Understanding Lithium-Ion Batteries

Lithium-ion batteries have dominated the energy storage market for over two decades. They are widely used in consumer electronics, electric vehicles, and renewable energy systems. The key components of a lithium-ion battery include:

• Anode: Typically made from graphite, which stores lithium ions when the battery is charged.
• Electrolyte: A liquid or gel that allows the movement of lithium ions between the anode and cathode.
• Cathode: Made from lithium metal oxides, which release lithium ions during discharge.

One of the major advantages of lithium-ion batteries is their high energy density, which allows for lighter and smaller battery designs. They also have relatively long cycle lives, providing hundreds to thousands of charge-discharge cycles. However, the common drawbacks include:

• Degradation over time, leading to reduced capacity and efficiency.
• The risk of overheating and battery fires if damaged.
• Environmental concerns related to lithium extraction and recycling.

Introducing Liquid Metal Batteries

Liquid metal batteries are a newer technology that promise to address some of the limitations of lithium-ion batteries. Proposed by researchers from MIT, these batteries utilize a combination of liquid molten metals as electrodes and a molten salt as the electrolyte. The design features a multi-layer structure that allows for efficient operation. Some notable characteristics include:

• High Thermal Stability: Liquid metal batteries operate at high temperatures, reducing the risk of thermal runaway.
• Long Lifecycle: They are expected to last much longer, with estimates suggesting tens of thousands of cycles.
• Scalability: The design can be adapted for large-scale energy storage applications, providing potential solutions for grid storage.
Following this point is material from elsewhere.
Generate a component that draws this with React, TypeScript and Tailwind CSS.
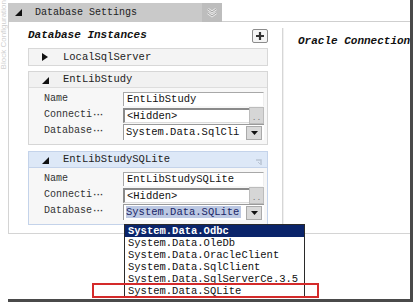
import React from "react";

const Tri = ({ dir }: { dir: "se" | "right" }) => (
  <svg width="7" height="8" viewBox="0 0 7 8" className="shrink-0">
    {dir === "se" ? (
      <polygon points="7,1 7,8 0,8" fill="#111" />
    ) : (
      <polygon points="0,0 6,4 0,8" fill="#111" />
    )}
  </svg>
);

const Label = ({ text }: { text: string }) => (
  <div className="w-[94px] h-[16px] leading-[16px] text-[10px] text-[#333] pl-[15px] shrink-0 whitespace-nowrap">
    {text}
    {text !== "Name" && <span className="text-[9px] tracking-[-2px] font-bold">···</span>}
  </div>
);

const TextCell = ({ value }: { value: string }) => (
  <div className="flex-1 h-[14px] mt-[1px] bg-white border-t border-l border-[#a8a8a8] border-r border-r-[#eeeeee] leading-[13px] text-[10.5px] text-[#111] pl-[3px] whitespace-nowrap overflow-hidden">
    {value}
  </div>
);

const DotsCell = ({ value }: { value: string }) => (
  <div className="flex-1 flex h-[16px]">
    <div className="flex-1 h-[15px] mt-[1px] bg-white border-t-2 border-l-2 border-[#8a8a8a] border-b border-b-[#dcdcdc] leading-[12px] text-[10.5px] text-[#111] pl-[2px] whitespace-nowrap overflow-hidden">
      {value}
    </div>
    <div className="w-[15px] h-[17px] bg-[#d6d6d6] border border-[#bcbcbc] text-[8px] text-[#777] leading-[20px] text-center">..</div>
  </div>
);

const SelectCell = ({ value, hl }: { value: string; hl?: boolean }) => (
  <div className="flex-1 flex items-center h-[16px] mt-[1px] bg-white border-t border-l border-[#9a9a9a] overflow-hidden">
    <div className="flex-1 leading-[13px] text-[10.5px] pl-[2px] whitespace-nowrap overflow-hidden">
      {hl ? (
        <span className="bg-[#bcc8e2] text-[#1a2668] pr-[2px]">{value}</span>
      ) : (
        <span className="text-[#111]">{value}</span>
      )}
    </div>
    <div className="w-[16px] h-[14px] bg-[#d9d9d9] border border-[#aaaaaa] flex items-center justify-center mr-[2px]">
      <svg width="7" height="4" viewBox="0 0 7 4">
        <polygon points="0,0 7,0 3.5,4" fill="#111" />
      </svg>
    </div>
  </div>
);

const Block = ({
  title,
  rows,
  selected,
}: {
  title: string;
  rows: React.ReactNode;
  selected?: boolean;
}) => (
  <div className={`w-[240px] border ${selected ? "border-[#c4d3ea]" : "border-[#d6d6d6]"} bg-[#f7f7f7] flex flex-col`}>
    <div
      className={`h-[16px] flex items-center pl-[13px] gap-[14px] border-b ${
        selected ? "bg-[#dde8f7] border-[#c4d3ea]" : "bg-[#f1f1f1] border-[#dddddd]"
      }`}
    >
      <Tri dir="se" />
      <span className="text-[10.5px] text-[#222] leading-none">{title}</span>
      {selected && (
        <svg width="8" height="8" viewBox="0 0 8 8" className="ml-auto mr-[4px] mt-[4px]">
          <path d="M1 2 H6 V7" stroke="#b9c4d4" strokeWidth="1.5" fill="none" />
          <path d="M3 4 L5 6" stroke="#b9c4d4" strokeWidth="1" />
        </svg>
      )}
    </div>
    <div className="flex flex-col pt-[3px] pb-[5px] pr-[3px]">{rows}</div>
  </div>
);

const Row = ({ label, children }: { label: string; children: React.ReactNode }) => (
  <div className="flex h-[16px]">
    <Label text={label} />
    {children}
  </div>
);

const items = [
  "System.Data.Odbc",
  "System.Data.OleDb",
  "System.Data.OracleClient",
  "System.Data.SqlClient",
  "System.Data.SqlServerCe.3.5",
  "System.Data.SQLite",
];

export default function App() {
  return (
    <div className="w-[415px] h-[305px] bg-white overflow-hidden relative flex font-['Liberation_Mono',monospace]">
      {/* left strip */}
      <div className="w-[8px] h-[240px] overflow-hidden flex items-start justify-center">
        <span className="[writing-mode:vertical-rl] rotate-180 text-[8px] text-[#d0d0d0] whitespace-nowrap font-['Liberation_Sans',sans-serif] leading-none">
          Block Configuration
        </span>
      </div>

      {/* main frame */}
      <div className="w-[405px] h-[302px] border-r-[3px] border-b-[3px] border-[#4a4a4a] flex flex-col">
        {/* header */}
        <div className="mt-[3px] h-[19px] flex">
          <div className="w-[214px] h-[19px] bg-[#c9c9c9] flex items-center">
            <div className="ml-[7px] mb-[2px]">
              <Tri dir="se" />
            </div>
            <span className="ml-[13px] text-[10px] text-[#222] leading-none">Database Settings</span>
            <div className="ml-auto w-[20px] h-[19px] bg-[#bdbdbd] flex items-center justify-center">
              <svg width="12" height="12" viewBox="0 0 12 12">
                <path d="M2 2 L6 5 L10 2 M2 6 L6 9 L10 6" stroke="#eeeeee" strokeWidth="2.4" fill="none" />
                <path d="M2 2 L6 5 L10 2 M2 6 L6 9 L10 6" stroke="#8a8a8a" strokeWidth="0.8" fill="none" />
              </svg>
            </div>
          </div>
          <div className="flex-1 h-[19px] border-b border-[#cfcfcf]" />
        </div>

        {/* body */}
        <div className="h-[212px] flex border-l border-b border-[#d4d4d4]">
          {/* left column */}
          <div className="w-[273px] pl-[19px] flex flex-col">
            <div className="mt-[6px] w-[240px] h-[15px] flex items-center">
              <span className="text-[11px] font-bold italic text-[#111] leading-none">Database Instances</span>
              <div className="ml-auto w-[16px] h-[14px] border border-[#8c8c8c] rounded-[2px] bg-[#f4f4f4] flex items-center justify-center">
                <svg width="10" height="10" viewBox="0 0 10 10">
                  <path d="M5 1 V9 M1 5 H9" stroke="#333" strokeWidth="2.2" />
                </svg>
              </div>
            </div>

            <div className="mt-[5px] w-[240px] h-[18px] bg-[#f4f4f4] border border-[#d8d8d8] flex items-center pl-[13px] gap-[14px]">
              <Tri dir="right" />
              <span className="text-[10.5px] text-[#222] leading-none">LocalSqlServer</span>
            </div>

            <div className="mt-[5px]">
              <Block
                title="EntLibStudy"
                rows={
                  <>
                    <Row label="Name">
                      <TextCell value="EntLibStudy" />
                    </Row>
                    <Row label="Connecti">
                      <DotsCell value="<Hidden>" />
                    </Row>
                    <Row label="Database">
                      <SelectCell value="System.Data.SqlCli" />
                    </Row>
                  </>
                }
              />
            </div>

            <div className="mt-[6px]">
              <Block
                selected
                title="EntLibStudySQLite"
                rows={
                  <>
                    <Row label="Name">
                      <TextCell value="EntLibStudySQLite" />
                    </Row>
                    <Row label="Connecti">
                      <DotsCell value="<Hidden>" />
                    </Row>
                    <Row label="Database">
                      <SelectCell value="System.Data.SQLite" hl />
                    </Row>
                  </>
                }
              />
            </div>
          </div>

          {/* separator */}
          <div className="mt-[6px] w-[2px] border-l border-r border-l-[#d6d6d6] border-r-[#f0f0f0]" />

          {/* right column */}
          <div className="flex-1 pl-[14px] pt-[6px] overflow-hidden">
            <span className="text-[11px] font-bold italic text-[#111] leading-none whitespace-nowrap">Oracle Connection</span>
          </div>
        </div>
      </div>

      {/* dropdown list overlay */}
      <div className="absolute left-[124px] top-[224px] w-[181px] border border-[#2a2a2a] bg-white flex flex-col">
        {items.map((t, i) => (
          <div
            key={t}
            className={`h-[12px] leading-[12px] text-[10.5px] pl-[3px] whitespace-nowrap ${
              i === 0 ? "bg-[#0a246a] text-white font-bold" : "text-[#111]"
            }`}
          >
            {t}
          </div>
        ))}
      </div>

      {/* red highlight box */}
      <div className="absolute left-[92px] top-[283px] w-[227px] h-[15px] border-2 border-[#d42a2a]" />
    </div>
  );
}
While they present exciting possibilities, liquid metal batteries are still in the developmental stage, and there are challenges to overcome, including:

• High operating temperatures that require specialized infrastructure and materials.
• Currently limited availability and higher costs compared to lithium-ion batteries.

Comparative Analysis: Performance and Cost

When comparing liquid metal batteries to lithium-ion batteries, performance metrics such as energy density, efficiency, and lifecycle must be considered. Lithium-ion batteries typically have higher energy densities, making them suitable for lightweight applications like portable electronics and electric vehicles.

On the other hand, liquid metal batteries excel in longevity and scalability. Their expected lifespan significantly outpaces that of lithium-ion batteries, making them more suitable for stationary storage applications, such as balancing supply and demand on electric grids.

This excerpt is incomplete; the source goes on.